Abstract

Although the case of Feng v. Zhang was closed, we should return to Prefect Ma's writ because it included an important terminological change that contained the legal grounds for adjudication. In the writ, Ma first invoked the Nationalist legal code as the grounds for criminal penalty. Then the marriage adjudication was made on the basis of the 1939 marriage regulation. It is most significant that instead of using the term “freedom of marriage” ( hunyin ziyou ) that had been propagated in the BR or “on the basis of the individual's free will,” as the 1939 regulation terms it, Ma announced that “under the principle of self-determined marriage in the Border Region” ( Bianqu hunyin zizhu de yuanze 边区婚姻自主的原则), the union of Peng'er and Zhang Bo was valid. In the 1939 regulation, the term “freedom/ ziyou ” was at the heart of the general principle for marriage. Ma's statement of “self-determination” as the principle for marriage in the Border Region seemed legally rootless. This thus raises many questions concerning why Ma used “ zizhu ” instead of “ ziyou ” as the principle on which to judge a marriage and what the effects of this change were. Was it only a rhetorical variation of free marriage, or did it signal a meaningful turning point in the marriage reform? Where did the term “self-determination/ zizhu ” come from, and how was it different from “ ziyou ”? What was the reason for this terminological change? What was the significance of this change of phrase in the context of the 1940s’ SGNBR, as well as the broader twentieth-century social movements in China?

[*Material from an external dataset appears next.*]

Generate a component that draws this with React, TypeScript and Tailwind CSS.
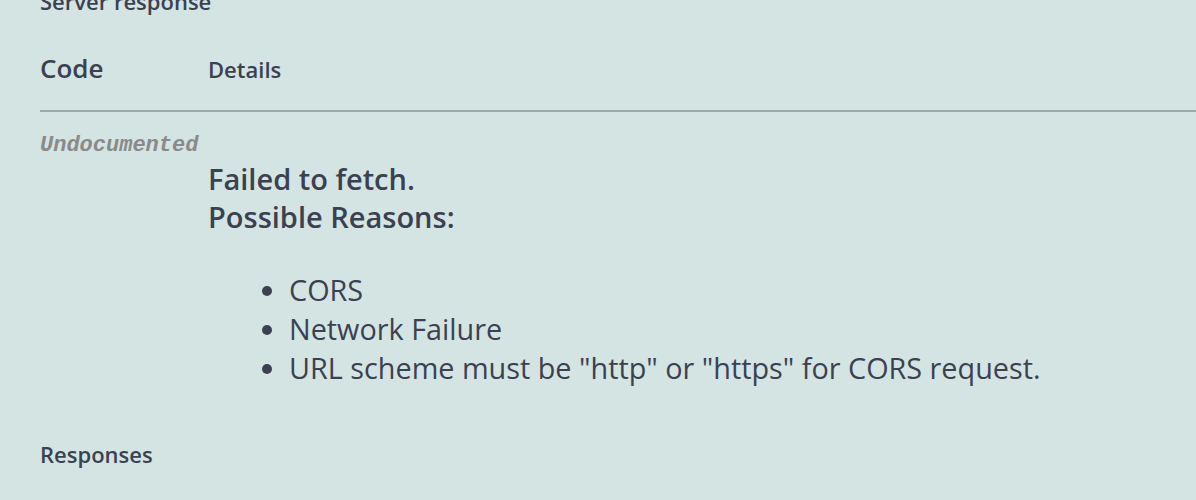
export default function App() {
  const reasons = ["CORS", "Network Failure", 'URL scheme must be "http" or "https" for CORS request.'];

  return (
    <div className="w-[1196px] h-[500px] overflow-hidden bg-[#d4e4e3] text-[#3b4151] font-['Open_Sans',sans-serif]">
      <div className="pl-[40px]">
        {/* Server response heading (cut at top) */}
        <h4 className="-mt-[12px] text-[22px] leading-[26px] font-semibold">Server response</h4>

        {/* Table head */}
        <div className="mt-[37px] flex items-end border-b-2 border-[#9ba9a9] pb-[23px]">
          <div className="w-[168px] text-[26px] leading-[34px] font-semibold pb-[2px]">Code</div>
          <div className="text-[22px] leading-[30px] font-semibold pb-[3px]">Details</div>
        </div>

        {/* Row */}
        <div className="flex">
          <div className="w-[168px] pt-[21px]">
            <span className="font-['Liberation_Mono',monospace] italic font-bold text-[22px] leading-[26px] text-[#8a8a8a]">
              Undocumented
            </span>
          </div>
          <div className="pt-[48px]">
            <div className="text-[29px] leading-[38px] font-semibold">
              Failed to fetch.
              <br />
              Possible Reasons:
            </div>
            <ul className="list-disc pl-[81px] mt-[34px] text-[28.8px] leading-[39px]">
              {reasons.map((r) => (
                <li key={r}>{r}</li>
              ))}
            </ul>
          </div>
        </div>

        <h4 className="mt-[54px] text-[22px] leading-[26px] font-semibold">Responses</h4>
      </div>
    </div>
  );
}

How important was this neologism in the social and cultural context and in legal practice in the 1940s’ SGNBR? More specifically, why and how did legal workers in the SGNBR invent or adopt the term zizhu to substitute ziyou ? How important were legal practices and the judicial system in recasting the neologism for a more effective implementation of the marriage reform? This chapter traces the terminological evolution of both ziyou and zizhu from a historical perspective, as well as the way they acquired legitimacy and modernity through social movements and legal practice. It shows that based on legal practice, the revolution had taken over a vernacular term and invented its own discourse and principles of marriage that were more compatible with local conditions than those brought from the littoral cities.